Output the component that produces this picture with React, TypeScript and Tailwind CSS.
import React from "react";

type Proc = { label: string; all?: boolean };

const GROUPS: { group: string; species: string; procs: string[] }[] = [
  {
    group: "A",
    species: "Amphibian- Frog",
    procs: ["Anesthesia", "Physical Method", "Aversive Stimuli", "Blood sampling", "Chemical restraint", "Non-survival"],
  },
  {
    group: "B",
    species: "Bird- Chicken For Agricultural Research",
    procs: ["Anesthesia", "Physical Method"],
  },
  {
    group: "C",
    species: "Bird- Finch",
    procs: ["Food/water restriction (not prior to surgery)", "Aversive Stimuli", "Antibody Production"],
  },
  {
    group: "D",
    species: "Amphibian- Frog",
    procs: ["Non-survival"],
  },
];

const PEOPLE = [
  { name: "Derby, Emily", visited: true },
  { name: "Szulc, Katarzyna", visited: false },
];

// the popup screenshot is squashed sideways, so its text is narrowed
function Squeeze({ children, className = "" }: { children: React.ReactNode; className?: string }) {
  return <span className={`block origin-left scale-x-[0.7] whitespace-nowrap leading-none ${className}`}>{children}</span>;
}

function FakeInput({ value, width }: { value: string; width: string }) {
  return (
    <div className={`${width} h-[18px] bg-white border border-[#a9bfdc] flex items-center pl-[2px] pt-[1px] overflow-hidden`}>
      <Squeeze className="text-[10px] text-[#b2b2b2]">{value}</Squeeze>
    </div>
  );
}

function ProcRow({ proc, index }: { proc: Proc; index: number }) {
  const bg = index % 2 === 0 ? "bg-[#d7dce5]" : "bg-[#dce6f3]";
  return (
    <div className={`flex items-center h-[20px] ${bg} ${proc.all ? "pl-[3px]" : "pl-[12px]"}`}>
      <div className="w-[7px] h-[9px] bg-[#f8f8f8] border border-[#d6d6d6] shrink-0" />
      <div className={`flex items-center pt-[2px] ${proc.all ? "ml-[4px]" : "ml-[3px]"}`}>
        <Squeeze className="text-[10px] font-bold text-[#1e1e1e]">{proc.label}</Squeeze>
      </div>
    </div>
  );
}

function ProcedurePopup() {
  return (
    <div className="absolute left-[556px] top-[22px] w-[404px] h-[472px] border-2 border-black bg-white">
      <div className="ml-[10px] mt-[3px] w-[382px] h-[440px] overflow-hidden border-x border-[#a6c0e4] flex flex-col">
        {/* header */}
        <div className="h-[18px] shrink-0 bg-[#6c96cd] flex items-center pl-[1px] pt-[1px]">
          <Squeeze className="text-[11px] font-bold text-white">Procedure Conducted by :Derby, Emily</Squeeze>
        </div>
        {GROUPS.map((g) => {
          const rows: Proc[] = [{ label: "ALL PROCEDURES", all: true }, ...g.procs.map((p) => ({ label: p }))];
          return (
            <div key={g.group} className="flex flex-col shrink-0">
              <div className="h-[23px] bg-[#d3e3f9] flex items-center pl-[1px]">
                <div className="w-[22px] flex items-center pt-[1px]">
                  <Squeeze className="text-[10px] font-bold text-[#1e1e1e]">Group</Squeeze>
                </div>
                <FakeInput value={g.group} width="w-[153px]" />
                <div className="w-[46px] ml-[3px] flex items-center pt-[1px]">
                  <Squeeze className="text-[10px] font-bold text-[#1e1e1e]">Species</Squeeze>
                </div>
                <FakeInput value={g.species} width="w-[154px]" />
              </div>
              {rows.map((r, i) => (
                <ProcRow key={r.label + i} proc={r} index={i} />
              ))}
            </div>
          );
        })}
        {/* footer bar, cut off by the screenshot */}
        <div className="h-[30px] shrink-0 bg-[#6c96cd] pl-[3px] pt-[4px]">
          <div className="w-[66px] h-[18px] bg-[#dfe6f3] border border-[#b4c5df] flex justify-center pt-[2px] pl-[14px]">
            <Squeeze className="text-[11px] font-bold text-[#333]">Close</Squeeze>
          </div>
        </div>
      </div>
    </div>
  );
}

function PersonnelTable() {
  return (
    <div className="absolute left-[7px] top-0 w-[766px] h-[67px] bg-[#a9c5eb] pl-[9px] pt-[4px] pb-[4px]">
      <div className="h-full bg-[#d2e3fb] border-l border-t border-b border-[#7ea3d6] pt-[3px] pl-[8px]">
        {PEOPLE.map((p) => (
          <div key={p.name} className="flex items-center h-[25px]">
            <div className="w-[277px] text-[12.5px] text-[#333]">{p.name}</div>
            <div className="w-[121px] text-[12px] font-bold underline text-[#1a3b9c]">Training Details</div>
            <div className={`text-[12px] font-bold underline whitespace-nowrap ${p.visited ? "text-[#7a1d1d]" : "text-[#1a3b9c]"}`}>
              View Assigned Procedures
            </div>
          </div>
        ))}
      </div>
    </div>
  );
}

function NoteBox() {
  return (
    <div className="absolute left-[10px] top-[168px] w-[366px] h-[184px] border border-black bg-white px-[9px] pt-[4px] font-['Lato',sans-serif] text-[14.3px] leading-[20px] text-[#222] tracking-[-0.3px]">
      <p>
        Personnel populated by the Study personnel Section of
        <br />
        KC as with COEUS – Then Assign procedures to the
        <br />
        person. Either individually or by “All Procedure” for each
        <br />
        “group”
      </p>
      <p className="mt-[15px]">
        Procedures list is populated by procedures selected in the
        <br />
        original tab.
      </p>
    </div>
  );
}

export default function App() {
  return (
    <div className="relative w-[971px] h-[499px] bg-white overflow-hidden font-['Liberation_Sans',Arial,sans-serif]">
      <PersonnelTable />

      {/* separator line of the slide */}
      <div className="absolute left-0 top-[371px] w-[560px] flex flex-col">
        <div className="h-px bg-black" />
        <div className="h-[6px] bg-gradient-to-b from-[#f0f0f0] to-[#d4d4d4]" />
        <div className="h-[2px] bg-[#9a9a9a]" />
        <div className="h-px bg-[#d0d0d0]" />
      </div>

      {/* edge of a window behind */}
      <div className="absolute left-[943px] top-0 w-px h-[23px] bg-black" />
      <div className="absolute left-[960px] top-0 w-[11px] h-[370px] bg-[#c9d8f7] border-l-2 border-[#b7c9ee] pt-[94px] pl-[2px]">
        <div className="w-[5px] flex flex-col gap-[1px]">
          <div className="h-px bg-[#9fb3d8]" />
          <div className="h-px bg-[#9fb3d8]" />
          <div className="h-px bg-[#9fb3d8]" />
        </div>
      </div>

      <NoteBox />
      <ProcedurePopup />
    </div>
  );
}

_ _ _ _ _ _ _

▶ Exercise objective: Quote each line above in full, word for word.

▶ Task response:
Output the component that produces this picture with React, TypeScript and Tailwind CSS.
import React from "react";

type Proc = { label: string; all?: boolean };

const GROUPS: { group: string; species: string; procs: string[] }[] = [
  {
    group: "A",
    species: "Amphibian- Frog",
    procs: ["Anesthesia", "Physical Method", "Aversive Stimuli", "Blood sampling", "Chemical restraint", "Non-survival"],
  },
  {
    group: "B",
    species: "Bird- Chicken For Agricultural Research",
    procs: ["Anesthesia", "Physical Method"],
  },
  {
    group: "C",
    species: "Bird- Finch",
    procs: ["Food/water restriction (not prior to surgery)", "Aversive Stimuli", "Antibody Production"],
  },
  {
    group: "D",
    species: "Amphibian- Frog",
    procs: ["Non-survival"],
  },
];

const PEOPLE = [
  { name: "Derby, Emily", visited: true },
  { name: "Szulc, Katarzyna", visited: false },
];

// the popup screenshot is squashed sideways, so its text is narrowed
function Squeeze({ children, className = "" }: { children: React.ReactNode; className?: string }) {
  return <span className={`block origin-left scale-x-[0.7] whitespace-nowrap leading-none ${className}`}>{children}</span>;
}

function FakeInput({ value, width }: { value: string; width: string }) {
  return (
    <div className={`${width} h-[18px] bg-white border border-[#a9bfdc] flex items-center pl-[2px] pt-[1px] overflow-hidden`}>
      <Squeeze className="text-[10px] text-[#b2b2b2]">{value}</Squeeze>
    </div>
  );
}

function ProcRow({ proc, index }: { proc: Proc; index: number }) {
  const bg = index % 2 === 0 ? "bg-[#d7dce5]" : "bg-[#dce6f3]";
  return (
    <div className={`flex items-center h-[20px] ${bg} ${proc.all ? "pl-[3px]" : "pl-[12px]"}`}>
      <div className="w-[7px] h-[9px] bg-[#f8f8f8] border border-[#d6d6d6] shrink-0" />
      <div className={`flex items-center pt-[2px] ${proc.all ? "ml-[4px]" : "ml-[3px]"}`}>
        <Squeeze className="text-[10px] font-bold text-[#1e1e1e]">{proc.label}</Squeeze>
      </div>
    </div>
  );
}

function ProcedurePopup() {
  return (
    <div className="absolute left-[556px] top-[22px] w-[404px] h-[472px] border-2 border-black bg-white">
      <div className="ml-[10px] mt-[3px] w-[382px] h-[440px] overflow-hidden border-x border-[#a6c0e4] flex flex-col">
        {/* header */}
        <div className="h-[18px] shrink-0 bg-[#6c96cd] flex items-center pl-[1px] pt-[1px]">
          <Squeeze className="text-[11px] font-bold text-white">Procedure Conducted by :Derby, Emily</Squeeze>
        </div>
        {GROUPS.map((g) => {
          const rows: Proc[] = [{ label: "ALL PROCEDURES", all: true }, ...g.procs.map((p) => ({ label: p }))];
          return (
            <div key={g.group} className="flex flex-col shrink-0">
              <div className="h-[23px] bg-[#d3e3f9] flex items-center pl-[1px]">
                <div className="w-[22px] flex items-center pt-[1px]">
                  <Squeeze className="text-[10px] font-bold text-[#1e1e1e]">Group</Squeeze>
                </div>
                <FakeInput value={g.group} width="w-[153px]" />
                <div className="w-[46px] ml-[3px] flex items-center pt-[1px]">
                  <Squeeze className="text-[10px] font-bold text-[#1e1e1e]">Species</Squeeze>
                </div>
                <FakeInput value={g.species} width="w-[154px]" />
              </div>
              {rows.map((r, i) => (
                <ProcRow key={r.label + i} proc={r} index={i} />
              ))}
            </div>
          );
        })}
        {/* footer bar, cut off by the screenshot */}
        <div className="h-[30px] shrink-0 bg-[#6c96cd] pl-[3px] pt-[4px]">
          <div className="w-[66px] h-[18px] bg-[#dfe6f3] border border-[#b4c5df] flex justify-center pt-[2px] pl-[14px]">
            <Squeeze className="text-[11px] font-bold text-[#333]">Close</Squeeze>
          </div>
        </div>
      </div>
    </div>
  );
}

function PersonnelTable() {
  return (
    <div className="absolute left-[7px] top-0 w-[766px] h-[67px] bg-[#a9c5eb] pl-[9px] pt-[4px] pb-[4px]">
      <div className="h-full bg-[#d2e3fb] border-l border-t border-b border-[#7ea3d6] pt-[3px] pl-[8px]">
        {PEOPLE.map((p) => (
          <div key={p.name} className="flex items-center h-[25px]">
            <div className="w-[277px] text-[12.5px] text-[#333]">{p.name}</div>
            <div className="w-[121px] text-[12px] font-bold underline text-[#1a3b9c]">Training Details</div>
            <div className={`text-[12px] font-bold underline whitespace-nowrap ${p.visited ? "text-[#7a1d1d]" : "text-[#1a3b9c]"}`}>
              View Assigned Procedures
            </div>
          </div>
        ))}
      </div>
    </div>
  );
}

function NoteBox() {
  return (
    <div className="absolute left-[10px] top-[168px] w-[366px] h-[184px] border border-black bg-white px-[9px] pt-[4px] font-['Lato',sans-serif] text-[14.3px] leading-[20px] text-[#222] tracking-[-0.3px]">
      <p>
        Personnel populated by the Study personnel Section of
        <br />
        KC as with COEUS – Then Assign procedures to the
        <br />
        person. Either individually or by “All Procedure” for each
        <br />
        “group”
      </p>
      <p className="mt-[15px]">
        Procedures list is populated by procedures selected in the
        <br />
        original tab.
      </p>
    </div>
  );
}

export default function App() {
  return (
    <div className="relative w-[971px] h-[499px] bg-white overflow-hidden font-['Liberation_Sans',Arial,sans-serif]">
      <PersonnelTable />

      {/* separator line of the slide */}
      <div className="absolute left-0 top-[371px] w-[560px] flex flex-col">
        <div className="h-px bg-black" />
        <div className="h-[6px] bg-gradient-to-b from-[#f0f0f0] to-[#d4d4d4]" />
        <div className="h-[2px] bg-[#9a9a9a]" />
        <div className="h-px bg-[#d0d0d0]" />
      </div>

      {/* edge of a window behind */}
      <div className="absolute left-[943px] top-0 w-px h-[23px] bg-black" />
      <div className="absolute left-[960px] top-0 w-[11px] h-[370px] bg-[#c9d8f7] border-l-2 border-[#b7c9ee] pt-[94px] pl-[2px]">
        <div className="w-[5px] flex flex-col gap-[1px]">
          <div className="h-px bg-[#9fb3d8]" />
          <div className="h-px bg-[#9fb3d8]" />
          <div className="h-px bg-[#9fb3d8]" />
        </div>
      </div>

      <NoteBox />
      <ProcedurePopup />
    </div>
  );
}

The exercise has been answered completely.